--- BEGIN ---

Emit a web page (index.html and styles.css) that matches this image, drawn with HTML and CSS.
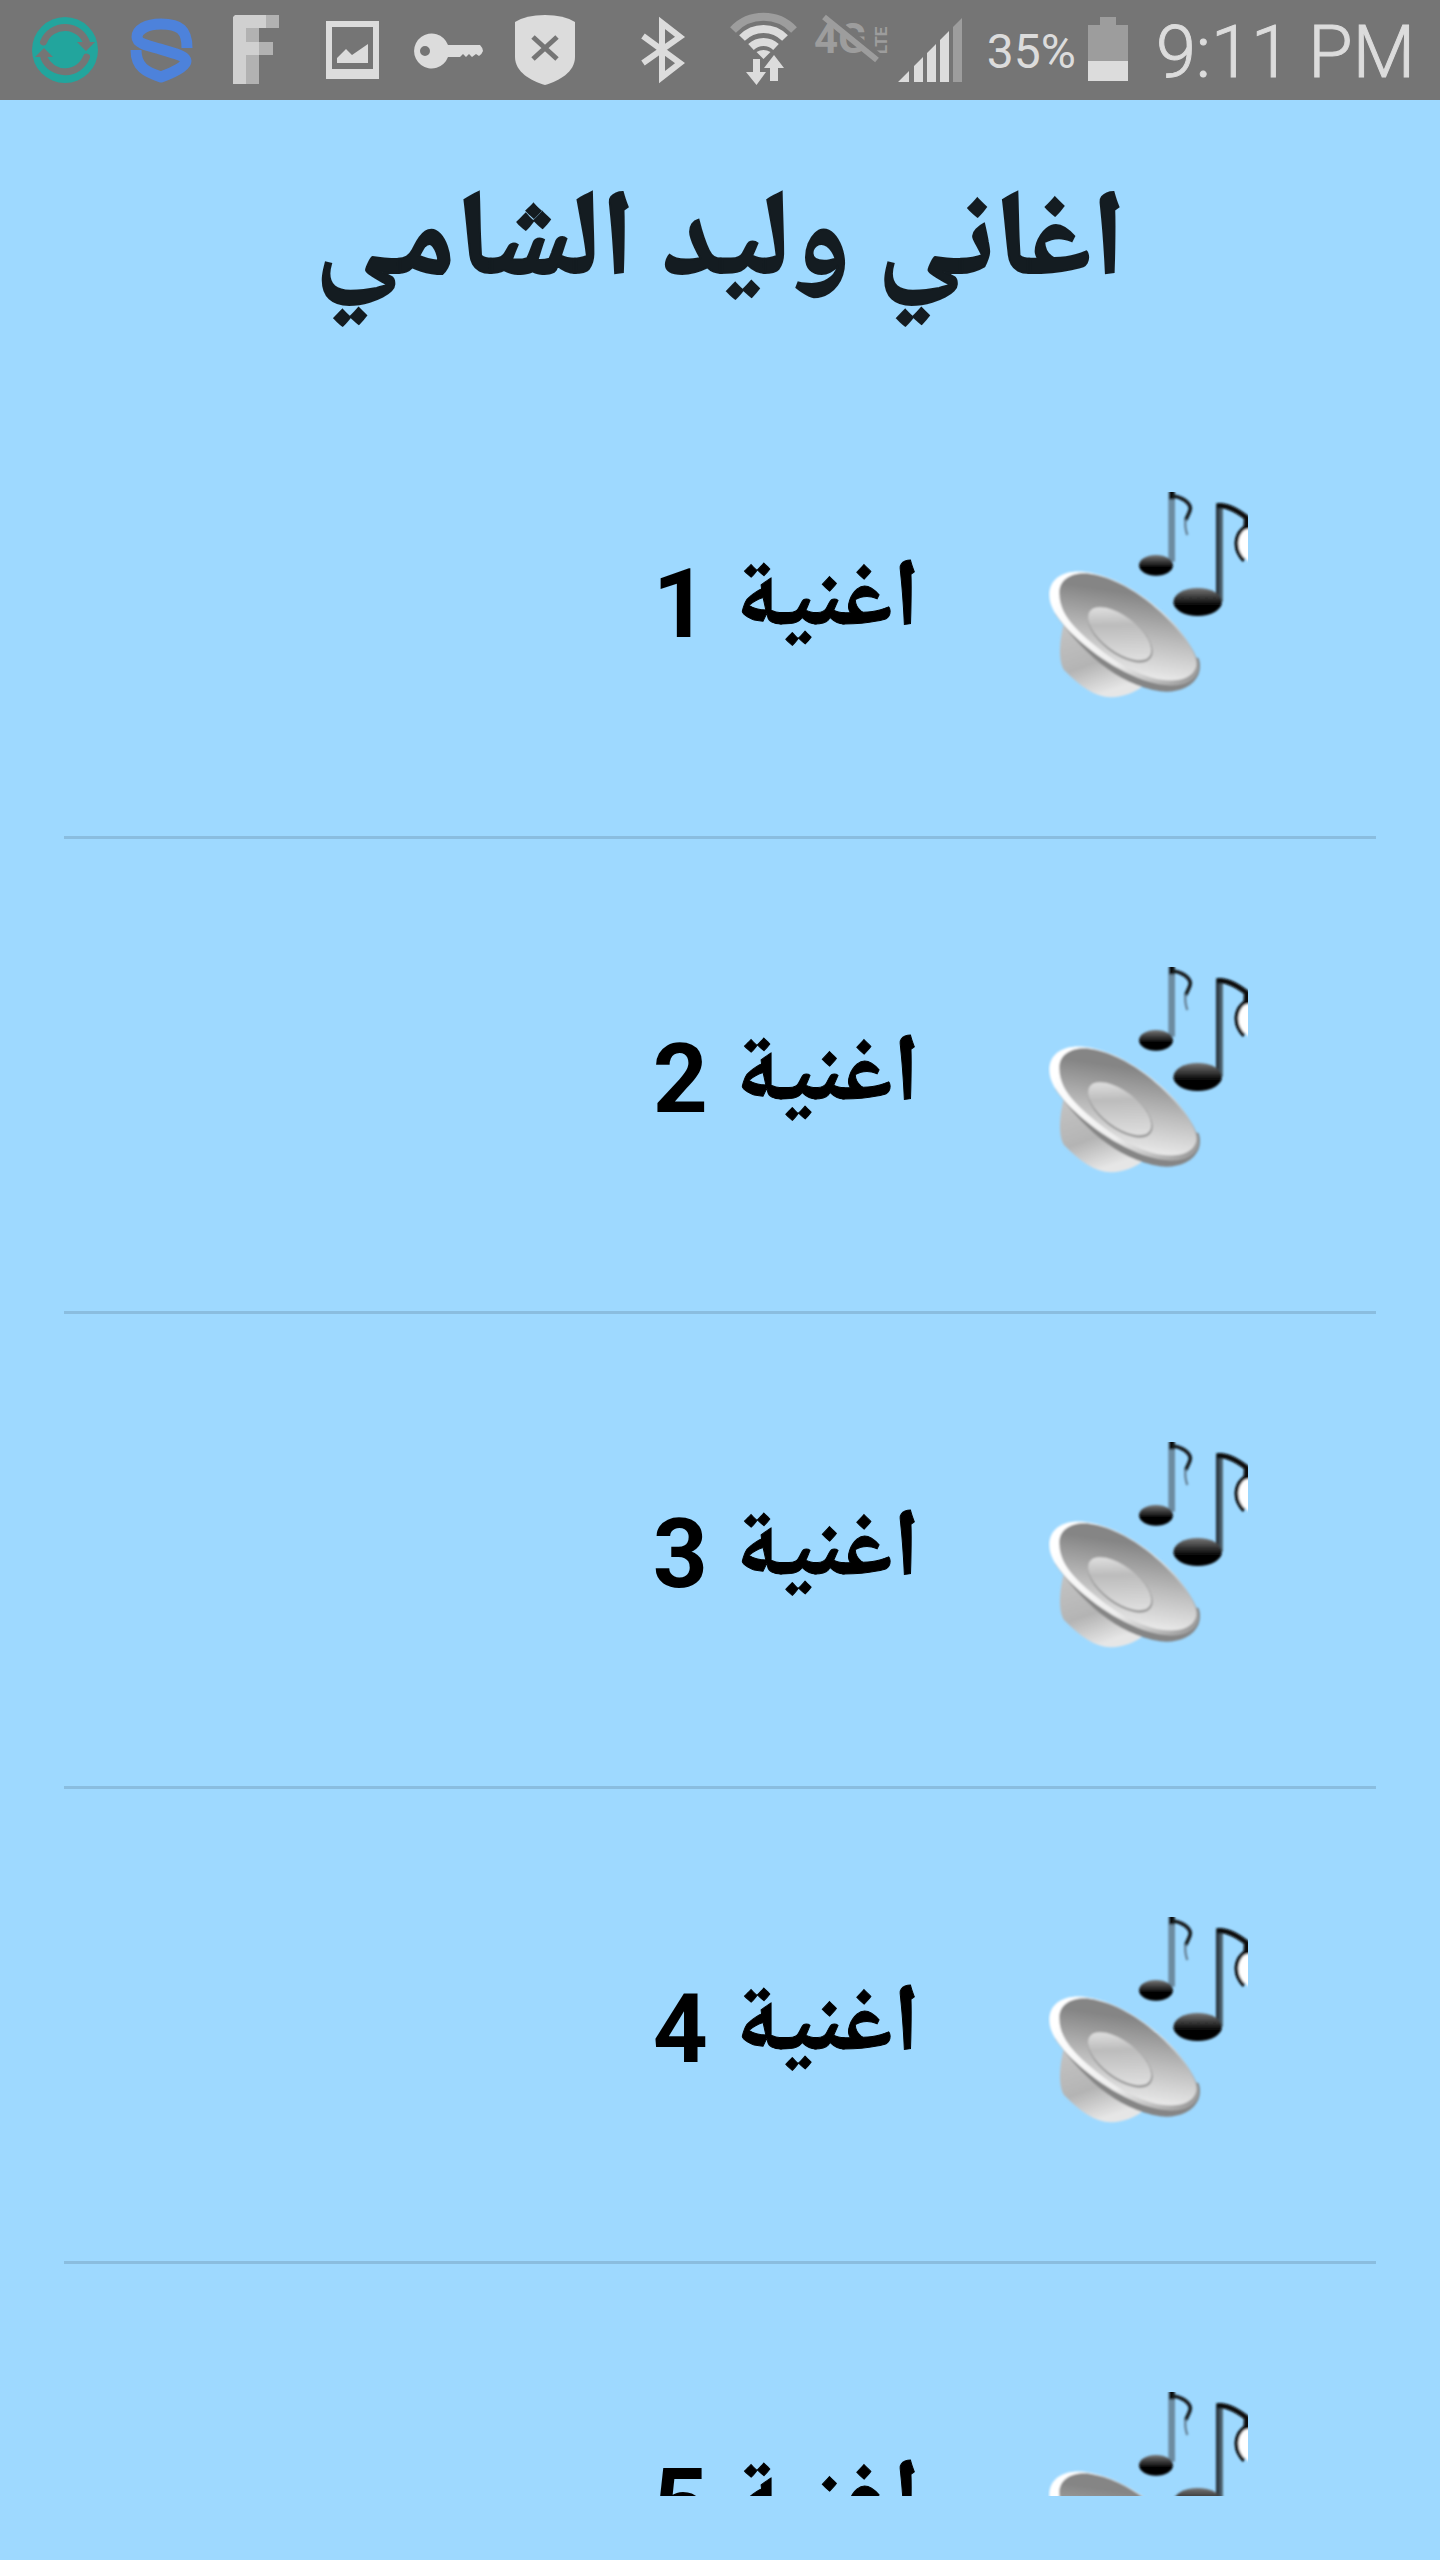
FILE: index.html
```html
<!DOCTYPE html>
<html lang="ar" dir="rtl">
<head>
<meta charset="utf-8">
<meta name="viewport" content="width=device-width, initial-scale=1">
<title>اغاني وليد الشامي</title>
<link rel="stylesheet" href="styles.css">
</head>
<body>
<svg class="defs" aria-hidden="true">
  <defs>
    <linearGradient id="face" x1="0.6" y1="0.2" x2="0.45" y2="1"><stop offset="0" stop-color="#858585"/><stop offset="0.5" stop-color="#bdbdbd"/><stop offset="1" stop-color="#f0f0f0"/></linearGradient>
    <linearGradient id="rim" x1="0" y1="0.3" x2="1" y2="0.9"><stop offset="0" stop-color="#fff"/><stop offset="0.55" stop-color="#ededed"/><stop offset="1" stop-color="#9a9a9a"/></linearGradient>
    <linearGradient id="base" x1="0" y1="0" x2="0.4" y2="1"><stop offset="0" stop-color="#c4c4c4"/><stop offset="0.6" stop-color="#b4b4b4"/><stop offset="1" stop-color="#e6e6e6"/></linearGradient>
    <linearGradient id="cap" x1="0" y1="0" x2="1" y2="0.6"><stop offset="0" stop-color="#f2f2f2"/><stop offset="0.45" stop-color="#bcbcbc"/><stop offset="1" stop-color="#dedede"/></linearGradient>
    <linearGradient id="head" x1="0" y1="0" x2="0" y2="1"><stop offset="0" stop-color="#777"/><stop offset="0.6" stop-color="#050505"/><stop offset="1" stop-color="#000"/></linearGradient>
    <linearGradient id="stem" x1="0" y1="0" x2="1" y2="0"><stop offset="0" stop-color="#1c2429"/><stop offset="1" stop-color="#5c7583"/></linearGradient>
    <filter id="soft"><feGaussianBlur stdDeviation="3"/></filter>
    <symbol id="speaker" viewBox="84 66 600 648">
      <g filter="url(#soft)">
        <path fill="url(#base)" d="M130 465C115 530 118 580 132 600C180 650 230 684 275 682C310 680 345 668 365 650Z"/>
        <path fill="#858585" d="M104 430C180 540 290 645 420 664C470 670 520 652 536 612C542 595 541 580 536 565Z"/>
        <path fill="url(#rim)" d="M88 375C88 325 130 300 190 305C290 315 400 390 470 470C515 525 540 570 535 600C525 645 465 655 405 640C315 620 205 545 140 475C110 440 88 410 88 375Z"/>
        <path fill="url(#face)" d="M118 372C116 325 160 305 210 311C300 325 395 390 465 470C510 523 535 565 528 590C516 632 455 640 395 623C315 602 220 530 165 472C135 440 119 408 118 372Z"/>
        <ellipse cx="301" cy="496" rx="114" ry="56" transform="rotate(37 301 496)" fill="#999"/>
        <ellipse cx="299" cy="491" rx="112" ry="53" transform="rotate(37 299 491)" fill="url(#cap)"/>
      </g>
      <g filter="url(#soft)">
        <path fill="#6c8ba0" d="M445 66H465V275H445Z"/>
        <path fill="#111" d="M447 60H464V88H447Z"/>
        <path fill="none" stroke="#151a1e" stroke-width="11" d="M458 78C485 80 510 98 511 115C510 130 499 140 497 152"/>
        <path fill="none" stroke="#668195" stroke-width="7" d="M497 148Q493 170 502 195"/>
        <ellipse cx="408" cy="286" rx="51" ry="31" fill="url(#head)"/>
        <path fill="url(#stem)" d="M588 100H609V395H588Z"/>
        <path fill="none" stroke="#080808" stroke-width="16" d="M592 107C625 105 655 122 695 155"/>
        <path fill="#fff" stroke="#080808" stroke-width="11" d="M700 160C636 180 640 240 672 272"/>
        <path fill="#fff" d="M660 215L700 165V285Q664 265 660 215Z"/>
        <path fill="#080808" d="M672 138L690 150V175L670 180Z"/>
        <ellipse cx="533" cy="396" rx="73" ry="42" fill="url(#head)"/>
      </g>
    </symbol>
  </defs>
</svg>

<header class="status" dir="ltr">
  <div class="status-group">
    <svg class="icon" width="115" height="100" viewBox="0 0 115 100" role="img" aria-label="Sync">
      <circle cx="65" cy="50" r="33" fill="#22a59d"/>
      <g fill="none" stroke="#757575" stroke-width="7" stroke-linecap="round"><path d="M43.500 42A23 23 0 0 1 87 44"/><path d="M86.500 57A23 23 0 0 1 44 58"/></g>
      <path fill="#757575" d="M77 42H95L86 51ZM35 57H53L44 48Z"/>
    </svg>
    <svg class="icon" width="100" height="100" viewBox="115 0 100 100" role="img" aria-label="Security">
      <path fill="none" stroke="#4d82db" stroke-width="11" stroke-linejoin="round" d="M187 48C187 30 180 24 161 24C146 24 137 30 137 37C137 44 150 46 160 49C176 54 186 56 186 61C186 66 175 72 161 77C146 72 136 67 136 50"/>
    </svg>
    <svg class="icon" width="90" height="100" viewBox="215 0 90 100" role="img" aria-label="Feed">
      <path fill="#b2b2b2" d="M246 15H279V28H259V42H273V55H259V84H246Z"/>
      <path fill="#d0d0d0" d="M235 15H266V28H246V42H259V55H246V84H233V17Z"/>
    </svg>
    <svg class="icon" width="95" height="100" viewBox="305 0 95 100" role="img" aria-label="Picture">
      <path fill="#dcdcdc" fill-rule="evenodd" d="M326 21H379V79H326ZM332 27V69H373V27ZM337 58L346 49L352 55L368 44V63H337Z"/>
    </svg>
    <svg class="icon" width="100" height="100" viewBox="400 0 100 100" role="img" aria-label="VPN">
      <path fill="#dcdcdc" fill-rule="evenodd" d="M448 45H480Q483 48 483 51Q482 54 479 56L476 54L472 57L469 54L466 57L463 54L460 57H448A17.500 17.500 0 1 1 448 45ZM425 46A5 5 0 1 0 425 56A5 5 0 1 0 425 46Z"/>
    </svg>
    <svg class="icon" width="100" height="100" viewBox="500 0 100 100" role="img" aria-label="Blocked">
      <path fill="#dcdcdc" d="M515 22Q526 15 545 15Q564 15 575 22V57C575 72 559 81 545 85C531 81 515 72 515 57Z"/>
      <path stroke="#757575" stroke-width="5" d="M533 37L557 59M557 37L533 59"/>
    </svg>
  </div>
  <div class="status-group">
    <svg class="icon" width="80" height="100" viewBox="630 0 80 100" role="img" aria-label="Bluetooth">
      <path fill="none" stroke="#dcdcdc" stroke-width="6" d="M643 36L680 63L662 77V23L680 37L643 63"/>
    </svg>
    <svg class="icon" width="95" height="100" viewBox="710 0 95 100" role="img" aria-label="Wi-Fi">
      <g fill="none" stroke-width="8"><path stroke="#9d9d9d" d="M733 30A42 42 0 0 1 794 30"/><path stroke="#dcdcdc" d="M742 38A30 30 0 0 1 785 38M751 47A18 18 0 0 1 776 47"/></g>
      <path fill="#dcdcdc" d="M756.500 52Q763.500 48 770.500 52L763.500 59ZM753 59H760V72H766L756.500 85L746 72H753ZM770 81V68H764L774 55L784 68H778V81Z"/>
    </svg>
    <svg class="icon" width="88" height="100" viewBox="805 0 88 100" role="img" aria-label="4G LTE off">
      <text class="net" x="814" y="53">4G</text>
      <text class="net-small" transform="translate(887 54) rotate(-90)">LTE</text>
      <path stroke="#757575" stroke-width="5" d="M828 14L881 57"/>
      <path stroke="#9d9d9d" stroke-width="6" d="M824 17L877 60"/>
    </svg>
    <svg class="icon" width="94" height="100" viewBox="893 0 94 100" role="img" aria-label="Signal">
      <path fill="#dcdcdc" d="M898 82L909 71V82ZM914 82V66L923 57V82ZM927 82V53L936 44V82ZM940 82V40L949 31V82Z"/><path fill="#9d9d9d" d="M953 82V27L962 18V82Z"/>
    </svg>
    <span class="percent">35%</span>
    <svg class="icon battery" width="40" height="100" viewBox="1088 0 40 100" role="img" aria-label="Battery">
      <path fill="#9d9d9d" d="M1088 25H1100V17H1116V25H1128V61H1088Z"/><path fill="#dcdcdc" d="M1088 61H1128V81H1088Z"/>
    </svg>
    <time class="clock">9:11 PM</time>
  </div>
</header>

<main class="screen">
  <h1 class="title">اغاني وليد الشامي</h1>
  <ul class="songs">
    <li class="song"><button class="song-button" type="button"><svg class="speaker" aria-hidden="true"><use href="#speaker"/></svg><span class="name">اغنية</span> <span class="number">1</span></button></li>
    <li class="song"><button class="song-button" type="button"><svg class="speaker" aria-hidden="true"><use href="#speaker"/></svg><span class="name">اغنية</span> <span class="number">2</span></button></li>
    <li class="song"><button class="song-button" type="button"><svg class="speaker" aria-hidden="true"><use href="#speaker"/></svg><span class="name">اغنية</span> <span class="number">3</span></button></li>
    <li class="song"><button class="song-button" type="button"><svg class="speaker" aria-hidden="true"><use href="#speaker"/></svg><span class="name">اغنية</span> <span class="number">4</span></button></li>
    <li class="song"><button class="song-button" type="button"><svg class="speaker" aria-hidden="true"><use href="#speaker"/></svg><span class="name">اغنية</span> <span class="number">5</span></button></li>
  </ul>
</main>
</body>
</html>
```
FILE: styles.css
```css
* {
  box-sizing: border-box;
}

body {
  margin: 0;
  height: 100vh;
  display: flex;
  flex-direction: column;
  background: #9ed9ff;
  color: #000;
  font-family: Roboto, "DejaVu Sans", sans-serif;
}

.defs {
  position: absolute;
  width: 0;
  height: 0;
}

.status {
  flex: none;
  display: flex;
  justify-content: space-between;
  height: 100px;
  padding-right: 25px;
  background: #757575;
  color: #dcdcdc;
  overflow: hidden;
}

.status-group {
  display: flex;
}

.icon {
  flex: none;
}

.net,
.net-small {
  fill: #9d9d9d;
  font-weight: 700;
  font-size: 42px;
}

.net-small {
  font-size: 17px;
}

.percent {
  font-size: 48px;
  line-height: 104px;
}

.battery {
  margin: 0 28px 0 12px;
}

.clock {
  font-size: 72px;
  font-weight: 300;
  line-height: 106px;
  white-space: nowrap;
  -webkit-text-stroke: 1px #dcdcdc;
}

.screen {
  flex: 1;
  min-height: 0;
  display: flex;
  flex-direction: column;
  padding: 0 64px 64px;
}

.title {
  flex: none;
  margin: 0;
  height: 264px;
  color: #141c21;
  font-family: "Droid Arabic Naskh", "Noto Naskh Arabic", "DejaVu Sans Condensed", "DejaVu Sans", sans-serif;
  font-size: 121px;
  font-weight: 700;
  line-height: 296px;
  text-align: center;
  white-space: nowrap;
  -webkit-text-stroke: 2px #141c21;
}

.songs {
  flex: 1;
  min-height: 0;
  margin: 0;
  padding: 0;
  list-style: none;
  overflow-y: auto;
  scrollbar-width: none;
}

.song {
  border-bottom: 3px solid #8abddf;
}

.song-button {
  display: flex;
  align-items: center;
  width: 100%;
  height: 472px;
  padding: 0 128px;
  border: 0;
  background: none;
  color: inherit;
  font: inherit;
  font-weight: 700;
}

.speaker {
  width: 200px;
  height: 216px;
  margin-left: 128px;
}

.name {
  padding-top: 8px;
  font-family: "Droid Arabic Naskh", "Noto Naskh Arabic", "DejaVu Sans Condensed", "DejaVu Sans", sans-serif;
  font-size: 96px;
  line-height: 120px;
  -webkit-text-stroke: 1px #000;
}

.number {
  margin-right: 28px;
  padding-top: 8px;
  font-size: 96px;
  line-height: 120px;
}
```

--- END ---

REQUIREMENT
Filter out all lines lacking the word "index" and copy the rest.

ANSWER TO THE TASK
Emit a web page (index.html and styles.css) that matches this image, drawn with HTML and CSS.
FILE: index.html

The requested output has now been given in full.